19 Hats That Will Not Get A Dude Laid

“Spectacular Sea Hats” as Buzzfeed calls them, would not be so spectacular should this man, say, want to woo a lady. Or get her in the sack. Let’s face it, a man who wears a jellyfish hat is a man who goes to bed lonely. Note to all dudes considering a Spectacular Sea Hat purchase: Take the plush octopus off your head. And while we’re at it, here are some more hats that will not earn a man any points with the ladies…

Propeller Hat

Source: eBay

Fly far, far away from me, propeller hat man.

The Spirit Hood

Source: Pinterest

Paws off, dude.

The Hair Visor

Source: AliExpress.com

You’re better off with a bad toupee.

The Umbrella Hat

Source: Hawkin’s Bazaar

This hat is bound to keep any woman very, very dry.

Poop Hat

Source: Party City

Yes. That’s a pile of poop.

The Ponytail Cap

Source: RedCafe.net

There is truly no reason for a man to pretend to have long, flowing locks.

Cheetah Doo Rag

Source: Etsy

This will do nothing for your street cred.

The Hair Hat

Source: Improvised Life

A hat you can trim. Hmmmm.

I Love My Penis Hat

Source: Etsy

Good for you! GO AWAY!

The Beard Beanie

Source: Beardo

Don’t make me shave that hat off your face.

The TP Hat

Source: Gadget Review

He’s buddies with the guy who wears the poop hat.

Flower Pot Hat

Source: Heaven Costumes

You are supposed to give flowers, not wear them.

The Beer Hat

Source: aliexpress.com

You can’t drink your beers like a normal human.

Corn Hat

Source: Flickr

On the cob, yes.
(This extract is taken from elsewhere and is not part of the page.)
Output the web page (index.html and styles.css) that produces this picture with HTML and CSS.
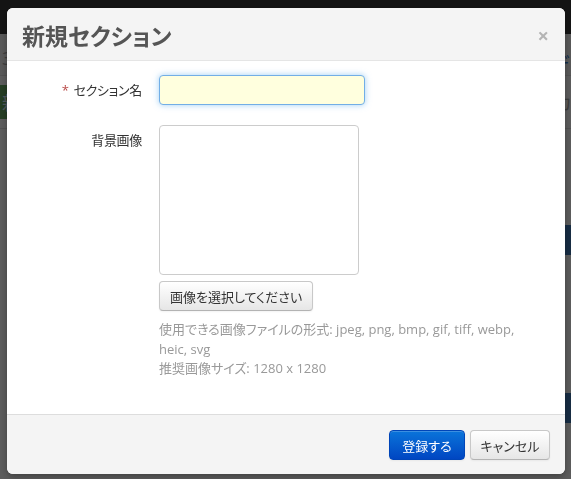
FILE: index.html
```html
<!DOCTYPE html>
<html lang="ja">
<head>
  <meta charset="UTF-8">
  <meta name="viewport" content="width=device-width, initial-scale=1.0">
  <title>新規セクション</title>
  <link rel="stylesheet" href="styles.css">
</head>
<body>

  <!-- page behind the dialog -->
  <div class="page">
    <div class="navbar"></div>
    <div class="toolbar">
      <span class="crumb">3</span>
      <span class="link">デ</span>
    </div>
    <div class="row-line">
      <span class="tag">新</span>
      <span class="muted">カ</span>
    </div>
    <div class="list">
      <div class="band"></div>
      <div class="band"></div>
    </div>
  </div>
  <div class="backdrop"></div>

  <div class="modal">
    <div class="modal-header">
      <h3>新規セクション</h3>
      <span class="close">×</span>
    </div>

    <div class="modal-body">
      <form class="form">
        <label class="control-label"><span class="required">*</span>セクション名</label>
        <div class="controls">
          <input type="text" class="name-input">
        </div>

        <label class="control-label">背景画像</label>
        <div class="controls">
          <div class="image-box"></div>
          <button type="button" class="btn btn-file">画像を選択してください</button>
          <p class="help">使用できる画像ファイルの形式: jpeg, png, bmp, gif, tiff, webp, heic, svg<br>推奨画像サイズ: 1280 x 1280</p>
        </div>
      </form>
    </div>

    <div class="modal-footer">
      <button type="button" class="btn btn-primary">登録する</button>
      <button type="button" class="btn btn-cancel">キャンセル</button>
    </div>
  </div>

</body>
</html>
```

FILE: styles.css
```css
body {
  margin: 0;
  font-family: "Open Sans", "Noto Sans CJK JP", sans-serif;
  font-feature-settings: "palt";
  font-size: 13px;
  color: #333;
  background-color: #e6e6e6;
  height: 479px;
  overflow: hidden;
}

/* page under the overlay */
.page {
  height: 100%;
  overflow: hidden;
}

.navbar {
  height: 34px;
  background-color: #333;
}

.toolbar {
  display: flex;
  justify-content: space-between;
  height: 42px;
  border-bottom: 1px solid #ccc;
  background-color: #ddd;
  padding: 12px 2px 0 2px;
  font-size: 18px;
  color: #999;
  box-sizing: border-box;
}

.toolbar .link {
  color: #2a6ab8;
  padding-top: 4px;
}

.row-line {
  display: flex;
  justify-content: space-between;
  align-items: center;
  height: 52px;
  border-bottom: 1px solid #ccc;
  font-size: 18px;
  color: #999;
}

.tag {
  background-color: #5f9a5a;
  color: #cde;
  padding: 4px 2px;
}

.list {
  padding-top: 96px;
  height: 350px;
  box-sizing: border-box;
}

.band {
  height: 30px;
  margin-left: 540px;
  background-color: #3a6fa8;
  margin-bottom: 138px;
}

.backdrop {
  position: fixed;
  inset: 0;
  background-color: rgba(0, 0, 0, 0.6);
}

/* dialog */
.modal {
  position: fixed;
  left: 7px;
  top: 8px;
  width: 558px;
  height: 466px;
  display: flex;
  flex-direction: column;
  background-color: #fff;
  border-radius: 6px;
  box-shadow: 0 3px 7px rgba(0, 0, 0, 0.3);
  overflow: hidden;
}

.modal-header {
  display: flex;
  align-items: center;
  justify-content: space-between;
  height: 53px;
  padding: 2px 15px 0 15px;
  box-sizing: border-box;
  background-color: #f4f4f4;
  border-bottom: 1px solid #e5e5e5;
}

.modal-header h3 {
  margin: 0;
  font-size: 23px;
  font-weight: bold;
  color: #555;
}

.close {
  font-size: 20px;
  font-weight: bold;
  color: #b4b4b4;
  margin-right: 1px;
}

.modal-body {
  flex: 1;
  padding: 14px 15px 0 15px;
}

.form {
  display: grid;
  grid-template-columns: 120px 1fr;
  column-gap: 17px;
  row-gap: 20px;
}

.control-label {
  text-align: right;
  padding-top: 5px;
  line-height: 20px;
  letter-spacing: -0.3px;
}

.required {
  color: #b94a48;
  margin-right: 5px;
}

.name-input {
  display: block;
  width: 206px;
  height: 30px;
  box-sizing: border-box;
  margin: 0;
  background-color: #ffffde;
  border: 1px solid #72aee6;
  border-radius: 4px;
  box-shadow: 0 0 6px rgba(82, 168, 236, 0.55);
  outline: none;
}

.image-box {
  width: 200px;
  height: 150px;
  box-sizing: border-box;
  border: 1px solid #ccc;
  border-radius: 4px;
}

.btn {
  display: inline-block;
  height: 30px;
  padding: 0 12px;
  font-family: inherit;
  font-feature-settings: "palt";
  font-size: 13px;
  color: #333;
  background-image: linear-gradient(#ffffff, #e6e6e6);
  border: 1px solid #c8c8c8;
  border-bottom-color: #b3b3b3;
  border-radius: 4px;
  box-shadow: inset 0 1px 0 rgba(255, 255, 255, 0.2), 0 1px 2px rgba(0, 0, 0, 0.05);
  cursor: pointer;
}

.btn-file {
  margin-top: 6px;
  padding: 0 10px;
}

.btn-primary {
  width: 76px;
  padding: 0;
  color: #fff;
  background-image: linear-gradient(#0a74da, #0046c2);
  border-color: #0045b8;
}

.btn-cancel {
  width: 80px;
  padding: 0;
}

.help {
  margin: 9px 0 0 0;
  max-width: 375px;
  line-height: 19.5px;
  color: #999;
}

.modal-footer {
  display: flex;
  justify-content: flex-end;
  gap: 5px;
  height: 60px;
  box-sizing: border-box;
  padding: 15px 15px 0 0;
  background-color: #f4f4f4;
  border-top: 1px solid #ddd;
}
```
On the head, no.

Hot Dog Hat

Source: I Love Fancy Dress

What a wiener.

Boob Inspector

Source: Trade Me

Show up in that hat and you’re fired.

Penis Hat

Source: Ravelry

This hat arouses nothing but fear in me.

The Porcupine Hat

Source: Exquisite African Art

Nobody will be running her hands through his quills.